Venezuela’s crude exports have climbed to about 1.25 million barrels a day—the highest in seven years—thanks to a phased plan backed by Washington, according to the US embassy in Caracas. The surge gives Caracas breathing room and new bargaining power while forcing traders, refiners and US policymakers to recalculate how much pressure sanctions still deliver.

Venezuela is shipping more oil than at any point in the past seven years, loosening the grip of sanctions and testing how much leverage Washington still has over a battered petrostate it once sought to isolate.

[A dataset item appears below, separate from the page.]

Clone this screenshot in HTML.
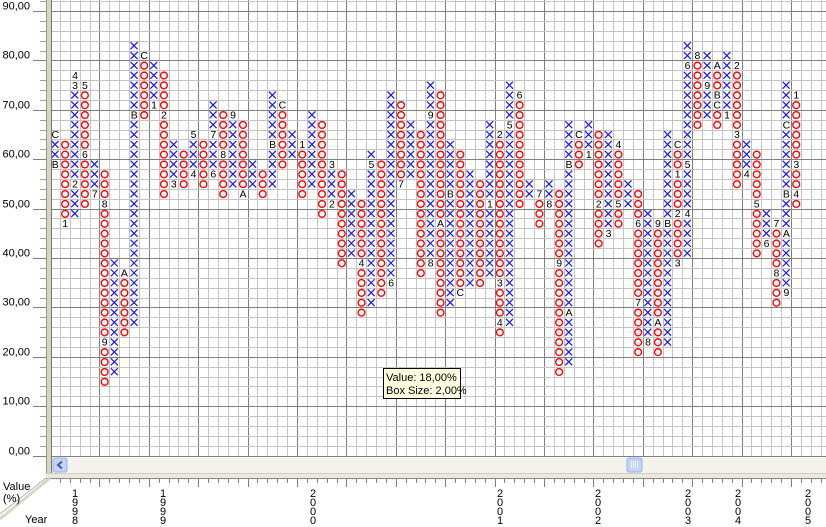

On June 9, the U.S. embassy in Caracas said Venezuela’s oil exports had reached roughly 1.25 million barrels per day, their highest level in seven years. It credited the jump to a three‑phase plan crafted by Secretary of State Marco Rubio and President Donald Trump—a framework that has paired calibrated sanctions relief and enforcement shifts with expectations of cooperation from Venezuela’s authorities. While many operational details remain opaque, the headline figure is striking for a country that saw its production collapse under years of mismanagement, sanctions, and underinvestment.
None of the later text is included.